The radical voice says, “Look. This is our problem. If we leave it to the UN, the UN Human Rights Council, the parliamentarians or any group, all of whom are “No Action Talk Only,” the Tamils in Lanka will be a dying entity. We have campaigned for the rights of the Tamil people to live with equality, dignity, and now to live in the country of their birth. Past rulers were bad but tyrant Mahinda is worse, much worse – and more is to follow. The guns that were turned on the Tamils will next be turned on the Sinhalese and the Muslims, which is already happening. What is needed is for civil society to rise. Both locally and internationally what is needed is a rise of civil society and mass action. We must record the suffering of the Tamil people and the struggle against it. This is what had to be distributed to the people in the world if  Tamils are to have any hope of international mass support for their entirely justifiable struggle to exist and if there is to be peace with justice in  Lanka.”
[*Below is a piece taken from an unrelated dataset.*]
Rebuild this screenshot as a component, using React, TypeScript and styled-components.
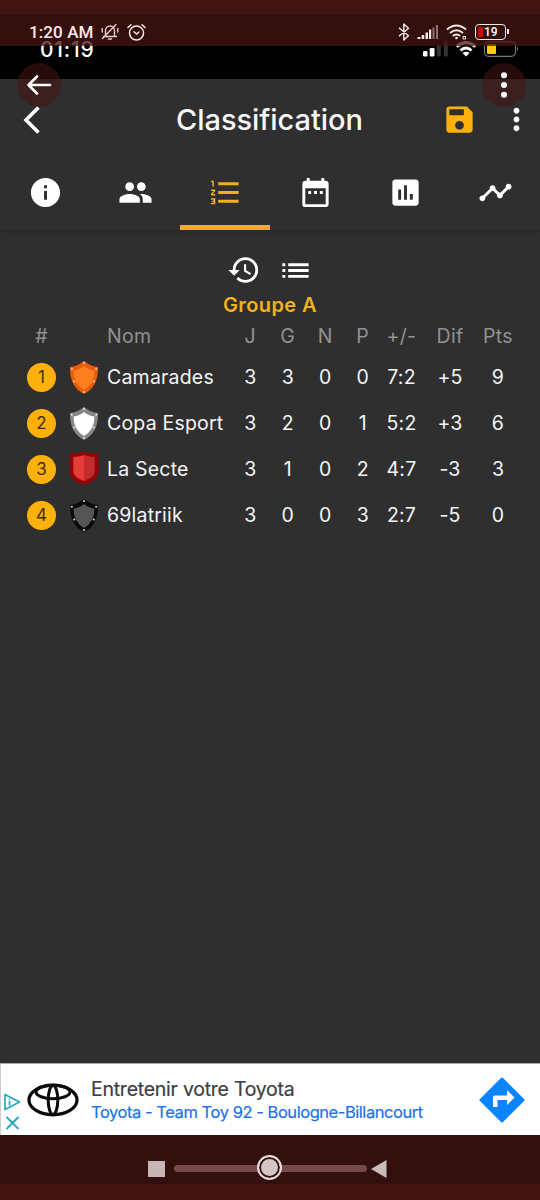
import React from 'react';
import styled, { createGlobalStyle } from 'styled-components';
import {
  MdInfo, MdGroup, MdFormatListNumbered, MdDateRange, MdAssessment, MdTimeline,
  MdHistory, MdList, MdMoreVert,
} from 'react-icons/md';

const amber = '#fdb10a';

const Global = createGlobalStyle`
  * { box-sizing: border-box; }
  body { margin: 0; background: #2f2f2f; }
  svg { display: block; flex: none; }
`;

const Screen = styled.div`
  position: relative;
  display: flex;
  flex-direction: column;
  width: 540px;
  height: 1200px;
  overflow: hidden;
  background: #2f2f2f;
  color: #fff;
  font-family: Inter, 'Liberation Sans', sans-serif;
`;

const InnerStatus = styled.div`
  display: flex;
  justify-content: space-between;
  height: 79px;
  flex: none;
  padding: 37px 21px 0 40px;
  background: #000;
`;
const InnerTime = styled.span`
  padding-top: 1px;
  font-size: 21px;
  line-height: 24px;
  font-weight: 500;
  letter-spacing: 0.8px;
`;
const InnerIcons = styled.div`
  display: flex;
  align-items: flex-start;
  padding-top: 4px;
`;

const SystemStatus = styled.div`
  position: absolute;
  inset: 0 0 auto 0;
  height: 46px;
  display: flex;
  align-items: center;
  justify-content: space-between;
  padding: 3px 31px 0 29px;
  border-top: 15px solid #421412;
  background: rgba(68, 20, 17, 0.75);
  background-clip: padding-box;
  color: #fbe9e7;
`;
const StatusGroup = styled.div<{ $gap: number }>`
  display: flex;
  align-items: center;
  gap: ${p => p.$gap}px;
`;
const Clock = styled.span`
  font: 500 17px/20px Roboto, sans-serif;
  letter-spacing: 0.1px;
`;

const FloatButton = styled.button<{ $side: 'left' | 'right' }>`
  position: absolute;
  top: 63px;
  ${p => (p.$side === 'left' ? 'left: 17px;' : 'right: 14px;')}
  width: 44px;
  height: 44px;
  padding: 0;
  border: 0;
  border-radius: 50%;
  display: flex;
  align-items: center;
  justify-content: center;
  background: rgba(70, 20, 18, 0.55);
  color: #fff;
`;

const AppBar = styled.header`
  display: grid;
  grid-template-columns: 90px 1fr 38px 73px;
  align-items: center;
  height: 81px;
  flex: none;
`;
const BackIcon = styled.div`
  padding-left: 21px;
`;
const Title = styled.h1`
  margin: 0;
  padding-left: 20px;
  text-align: center;
  font-size: 29px;
  line-height: 36px;
  font-weight: 500;
  letter-spacing: -0.05px;
  color: #f7f7f7;
`;
const SaveSlot = styled.div`
  color: ${amber};
  margin-left: 13px;
`;
const MoreSlot = styled.div`
  margin-left: 32px;
`;

const Tabs = styled.nav`
  display: grid;
  grid-template-columns: repeat(6, 90px);
  height: 71px;
  flex: none;
  border-bottom: 1px solid #292929;
  box-shadow: 0 1px 3px rgba(0, 0, 0, 0.12);
`;
const Tab = styled.div<{ $active?: boolean }>`
  display: flex;
  justify-content: center;
  padding: 15px 0 0;
  height: 70px;
  color: ${p => (p.$active ? '#f2b01e' : '#fff')};
  border-bottom: ${p => (p.$active ? '5px solid #f2ae1e' : '0')};
`;

const Tools = styled.div`
  display: flex;
  justify-content: center;
  gap: 17px;
  padding-top: 22px;
`;
const GroupTitle = styled.h2`
  margin: 5px 0 1px;
  text-align: center;
  font-size: 20px;
  line-height: 24px;
  font-weight: 600;
  letter-spacing: 0.4px;
  color: #f5b21c;
`;

const Line = styled.div<{ $head?: boolean }>`
  display: grid;
  grid-template-columns: 37px 47px 124.5px repeat(4, 37.5px) 40px 57px 39px;
  align-items: center;
  padding-left: 23px;
  height: ${p => (p.$head ? 36 : 46)}px;
  font-size: 19.5px;
  letter-spacing: ${p => (p.$head ? 0.3 : 0.2)}px;
  color: ${p => (p.$head ? '#929292' : '#f5f5f5')};
`;
const Cell = styled.span`
  display: flex;
  justify-content: center;
  white-space: nowrap;
`;
const Name = styled.span`
  white-space: nowrap;
`;
const Rank = styled.span`
  width: 29px;
  height: 29px;
  border-radius: 50%;
  display: flex;
  align-items: center;
  justify-content: center;
  background: ${amber};
  color: #3f3008;
  font-size: 17px;
  letter-spacing: 0;
`;

const Ad = styled.section`
  display: flex;
  align-items: center;
  height: 72px;
  flex: none;
  margin-top: auto;
  padding: 0 15px 0 3px;
  border-left: 1px solid #ccc;
  border-top: 1px solid #aaa;
  background: #fff;
`;
const AdMarks = styled.div`
  display: flex;
  flex-direction: column;
  gap: 5px;
  padding-top: 24px;
  width: 23px;
`;
const AdText = styled.div`
  flex: 1;
  padding-left: 12px;
  white-space: nowrap;
`;
const AdTitle = styled.div`
  font-size: 19.5px;
  line-height: 24px;
  letter-spacing: -0.25px;
  color: #3c4043;
  -webkit-text-stroke: 0.2px #3c4043;
`;
const AdLink = styled.div`
  font-size: 16.5px;
  line-height: 22px;
  letter-spacing: -0.45px;
  color: #1a73e8;
  -webkit-text-stroke: 0.2px #1a73e8;
`;

const NavBar = styled.footer`
  display: flex;
  align-items: center;
  height: 65px;
  flex: none;
  padding: 0 0 0 148px;
  border-bottom: 16px solid #421412;
  background: #330f0d;
`;
const NavSquare = styled.div`
  width: 17px;
  height: 16px;
  margin-top: 18px;
  background: #c6b7b6;
`;
const NavTrack = styled.div`
  display: flex;
  align-items: center;
  justify-content: center;
  width: 193px;
  height: 7px;
  margin: 18px 4px 0 9px;
  padding-right: 2px;
  border-radius: 4px;
  background: #744b49;
`;
const NavKnob = styled.div`
  width: 25px;
  height: 25px;
  margin-top: -2px;
  flex: none;
  border-radius: 50%;
  border: 2px solid #e6dcda;
  background: #d3c6c5;
  box-shadow: inset 0 0 0 2px #330f0d;
`;
const NavArrow = styled.div`
  margin-top: 18px;
`;

const BellOff = () => (
  <svg width="18" height="18" viewBox="0 0 18 18" fill="none" stroke="#e7cfcc" strokeWidth="1.4" strokeLinecap="round">
    <path d="M2.500 13.500h13M4.500 13V7.500a4.500 4.500 0 0 1 9 0V13M7.500 16h3M1.200 5.500v3.500M16.800 5.500v3.500M1.500 15.500L15 1.500" />
  </svg>
);
const Alarm = () => (
  <svg width="19" height="19" viewBox="0 0 19 19" fill="none" stroke="#fbe9e7" strokeWidth="1.500" strokeLinecap="round">
    <circle cx="9.500" cy="10" r="7" />
    <path d="M1 4.500L4 1.700M18 4.500L15 1.700M7 8.700L9.500 11L12 9" />
  </svg>
);
const Bluetooth = () => (
  <svg width="12" height="18" viewBox="0 0 12 18" fill="none" stroke="#fbe9e7" strokeWidth="1.400" strokeLinejoin="round">
    <path d="M1 4.800L10.500 12.800L5.800 17V1L10.500 5.200L1 13.200" />
  </svg>
);
const Signal = () => (
  <svg width="22" height="16" viewBox="0 0 22 16" fill="#fbe9e7">
    <path d="M0.500 13h3v2h-3zM4.700 11h2.500v4H4.700zM8.500 8.500h2.500V15H8.500zM12 5.500h2.200V15H12z" />
    <path d="M15.500 3.500h2V15h-2zM19 1h2v14h-2z" opacity=".45" />
  </svg>
);
const Wifi = () => (
  <svg width="22" height="17" viewBox="0 0 22 17" fill="none" stroke="#fbe9e7" strokeWidth="1.900">
    <path d="M1 5.500Q10.500-2.500 20 5.500M4 9Q10.500 3.500 17 9M6.800 12Q10.500 9 14.200 12" />
    <circle cx="10.500" cy="14" r="1.300" fill="#fbe9e7" stroke="none" />
    <path d="M17 12.500h2.500v2.500H17z" strokeWidth="1" />
  </svg>
);
const BatteryShell = styled.div`
  position: relative;
  display: flex;
  align-items: center;
  width: 31px;
  height: 16px;
  margin-right: 3px;
  padding-left: 2px;
  border: 1.5px solid #fbe9e7;
  border-radius: 4px;
  font: 500 12px/14px Roboto, sans-serif;
  color: #fff;
  &::after {
    content: '';
    position: absolute;
    right: -4px;
    top: 4px;
    width: 2px;
    height: 5px;
    background: #fbe9e7;
  }
`;
const BatteryFill = styled.div`
  width: 5px;
  height: 10px;
  border-radius: 1px;
  margin-right: 1px;
  background: #d80000;
`;

const InnerStatusIcons = () => (
  <svg width="98" height="18" viewBox="0 0 98 18">
    <g fill="#fff">
      <rect x="2" y="10" width="4.500" height="5.500" rx="1.200" />
      <rect x="8.700" y="7" width="4.800" height="8.500" rx="1.200" />
      <g opacity=".2">
        <rect x="15.800" y="4" width="4" height="11.500" rx="1" />
        <rect x="22.800" y="0" width="4" height="15.500" rx="1" />
      </g>
    </g>
    <g fill="none" stroke="#fff" strokeWidth="3">
      <path d="M35.500 5.500Q45-2.500 54.500 5.500M39.500 9.500Q45 4.500 50.500 9.500" />
      <path d="M41.500 12Q45 9.500 48.500 12L45 15.500z" fill="#fff" stroke="none" />
    </g>
    <rect x="63.500" y=".8" width="31" height="14.500" rx="4" fill="none" stroke="#777" strokeWidth="1.200" />
    <rect x="66" y="3" width="9" height="10" rx="1" fill="#fc0" />
    <path d="M96 5.500q2 2.500 0 5z" fill="#777" />
  </svg>
);

const SaveIcon = () => (
  <svg width="35" height="35" viewBox="0 0 24 24" fill="currentColor" fillRule="evenodd">
    <path d="M17 3H5c-1.100 0-2 .9-2 2v14c0 1.100.9 2 2 2h14c1.100 0 2-.9 2-2V7l-4-4zM12 13a3 3 0 1 0 .01 0zM5 5h10v4H5z" />
  </svg>
);

type Crest = { rim: string; fill: string; flat?: string; studs?: string };
const Shield = ({ rim, fill, flat, studs }: Crest) =>
  flat ? (
    <svg width="30" height="36" viewBox="0 0 30 36">
      <path d="M.5 2.500Q8 3 15 .5Q22 3 29.500 2.500V20Q29.500 30 15 34Q.5 30 .5 20z" fill={rim} />
      <path d="M4.300 6Q10 6 15 4V30Q4.300 26.500 4.300 20z" fill={fill} />
      <path d="M25.700 6Q20 6 15 4V30Q25.700 26.500 25.700 20z" fill={flat} />
    </svg>
  ) : (
    <svg width="30" height="35" viewBox="0 0 30 35">
      <path d="M15 .8Q20.500 6 29 7Q29.500 27 15 34Q.5 27 1 7Q9.500 6 15 .8z" fill={rim} />
      <path d="M15 6Q19.500 9.800 25.500 10.500Q25.500 24 15 30Q4.500 24 4.500 10.500Q10.500 9.800 15 6z" fill={fill} />
      <g fill={studs}>
        <circle cx="15" cy="3" r="1" /><circle cx="2.800" cy="8.700" r="1" /><circle cx="27.200" cy="8.700" r="1" />
        <circle cx="5.200" cy="21.500" r="1" /><circle cx="24.800" cy="21.500" r="1" /><circle cx="15" cy="32" r="1" />
      </g>
    </svg>
  );

const heads = ['J', 'G', 'N', 'P', '+/-', 'Dif', 'Pts'];
const teams: { name: string; crest: Crest; stats: string[] }[] = [
  { name: 'Camarades', crest: { rim: '#e85c0c', fill: '#ff7f1f', studs: '#ffd5b5' }, stats: ['3', '3', '0', '0', '7:2', '+5', '9'] },
  { name: 'Copa Esport', crest: { rim: '#858585', fill: '#fff', studs: '#e8e8e8' }, stats: ['3', '2', '0', '1', '5:2', '+3', '6'] },
  { name: 'La Secte', crest: { rim: '#900609', fill: '#e43c37', flat: '#c32b2d' }, stats: ['3', '1', '0', '2', '4:7', '-3', '3'] },
  { name: '69latriik', crest: { rim: '#090909', fill: '#555', studs: '#ddd' }, stats: ['3', '0', '0', '3', '2:7', '-5', '0'] },
];
const tabs = [MdInfo, MdGroup, MdFormatListNumbered, MdDateRange, MdAssessment, MdTimeline];

export default function App() {
  return (
    <Screen>
      <Global />
      <InnerStatus>
        <InnerTime>01:19</InnerTime>
        <InnerIcons><InnerStatusIcons /></InnerIcons>
      </InnerStatus>

      <AppBar>
        <BackIcon>
          <svg width="20" height="28" viewBox="0 0 20 28" fill="none" stroke="#fff" strokeWidth="3.600">
            <path d="M17.500 1.500L5 14L17.500 26.500" />
          </svg>
        </BackIcon>
        <Title>Classification</Title>
        <SaveSlot><SaveIcon /></SaveSlot>
        <MoreSlot><MdMoreVert size={35} /></MoreSlot>
      </AppBar>

      <Tabs>
        {tabs.map((Icon, i) => (
          <Tab key={i} $active={i === 2}><Icon size={35} /></Tab>
        ))}
      </Tabs>

      <Tools>
        <MdHistory size={34} />
        <MdList size={35} />
      </Tools>
      <GroupTitle>Groupe A</GroupTitle>

      <Line $head>
        <Cell>#</Cell><span /><Name>Nom</Name>
        {heads.map(h => <Cell key={h}>{h}</Cell>)}
      </Line>
      {teams.map((t, i) => (
        <Line key={t.name}>
          <Cell><Rank>{i + 1}</Rank></Cell>
          <Cell><Shield {...t.crest} /></Cell>
          <Name>{t.name}</Name>
          {t.stats.map((s, n) => <Cell key={n}>{s}</Cell>)}
        </Line>
      ))}

      <Ad>
        <AdMarks>
          <svg width="17" height="18" viewBox="0 0 17 18" fill="none" stroke="#27a9bd" strokeWidth="1.700">
            <path d="M1 1.500L15.500 9L1 16.500z" strokeLinejoin="round" />
            <path d="M5.500 8v4.500M5.500 5.500v1.300" />
          </svg>
          <svg width="16" height="14" viewBox="0 0 16 14" stroke="#27a9bd" strokeWidth="1.900">
            <path d="M2.500 1L14.500 13M14.500 1L2.500 13" />
          </svg>
        </AdMarks>
        <svg width="52" height="34" viewBox="0 0 52 34" fill="none" stroke="#0b0b0b" strokeWidth="3.300">
          <ellipse cx="26" cy="17" rx="24" ry="14.800" />
          <ellipse cx="26" cy="9" rx="17" ry="6.700" strokeWidth="3" />
          <ellipse cx="26" cy="17" rx="4.800" ry="14.500" strokeWidth="3" />
        </svg>
        <AdText>
          <AdTitle>Entretenir votre Toyota</AdTitle>
          <AdLink>Toyota - Team Toy 92 - Boulogne-Billancourt</AdLink>
        </AdText>
        <svg width="46" height="46" viewBox="0 0 46 46">
          <path d="M23 2L44 23L23 44L2 23z" fill="#0a84ff" stroke="#0a84ff" strokeWidth="3" strokeLinejoin="round" />
          <path d="M14 30V20.500q0-2 2-2h12v-5.500l7.500 7.500l-7.500 7.500v-5h-9.500v7z" fill="#fff" />
        </svg>
      </Ad>

      <NavBar>
        <NavSquare />
        <NavTrack><NavKnob /></NavTrack>
        <NavArrow>
          <svg width="16" height="18" viewBox="0 0 16 18" fill="#cbbcbb"><path d="M0 9L15.500 0V18z" /></svg>
        </NavArrow>
      </NavBar>

      <SystemStatus>
        <StatusGroup $gap={7.5}>
          <Clock>1:20 AM</Clock>
          <BellOff />
          <Alarm />
        </StatusGroup>
        <StatusGroup $gap={7}>
          <Bluetooth />
          <Signal />
          <Wifi />
          <BatteryShell><BatteryFill />19</BatteryShell>
        </StatusGroup>
      </SystemStatus>
      <FloatButton $side="left" aria-label="Retour">
        <svg width="26" height="22" viewBox="0 0 26 22" fill="none" stroke="#fff" strokeWidth="2.600" strokeLinecap="round" strokeLinejoin="round">
          <path d="M24 11H2.500M11 2.500L2.500 11L11 19.500" />
        </svg>
      </FloatButton>
      <FloatButton $side="right" aria-label="Menu">
        <svg width="8" height="28" viewBox="0 0 8 28" fill="#fff">
          <circle cx="4" cy="4.300" r="3" /><circle cx="4" cy="14" r="3" /><circle cx="4" cy="23.700" r="3" />
        </svg>
      </FloatButton>
    </Screen>
  );
}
Now there is recognition for the struggle made by the proletarian and progressive movements in the south that stood for the liberation of the Tamil people. They have and still do challenge the Mahinda regime running huge risks. The united action front of the opposition, VV (Virodaya Viyaparaya), is also very important. For the first time in the history of Lanka there is a broad front of the opposition that includes the Federal Party. The Sinhala chauvinists are wild over this unity and they denounce Sampanthan for demanding the right to self determination. One Sinhala chauvinist claimed, “Perhaps the key segment of Mr. Sampanthan’s speech is that the adopted strategy to prove to the international community, especially India and the USA, that a solution for the Tamil people is not possible within a united Sri Lanka. The repeated use of the term ‘united’ rather than ‘unitary’ reveals that the strategy is not merely to convince the international community that a solution cannot be found within the unitary form and framework but rather within a united Sri Lanka, i.e. Sri Lanka as a single, united country. Despite several references to a ‘united’ Sri Lanka elsewhere in the text, this strategic perspective reveals a latent commitment to a secessionist goal by other means.” Such idiotic arguments cannot be defeated in the space of debate and discussion. It is necessary to build a mass movement to counter such idiocy. When intelligent people who campaigned for the right of self determination take up opposite position for the sake of positions and self benefits, arguments and debate become meaningless. Now it is necessary to not let down the radical Tamils who are looking at the Sinhala campaign for autonomy and self determination of the Tamil people.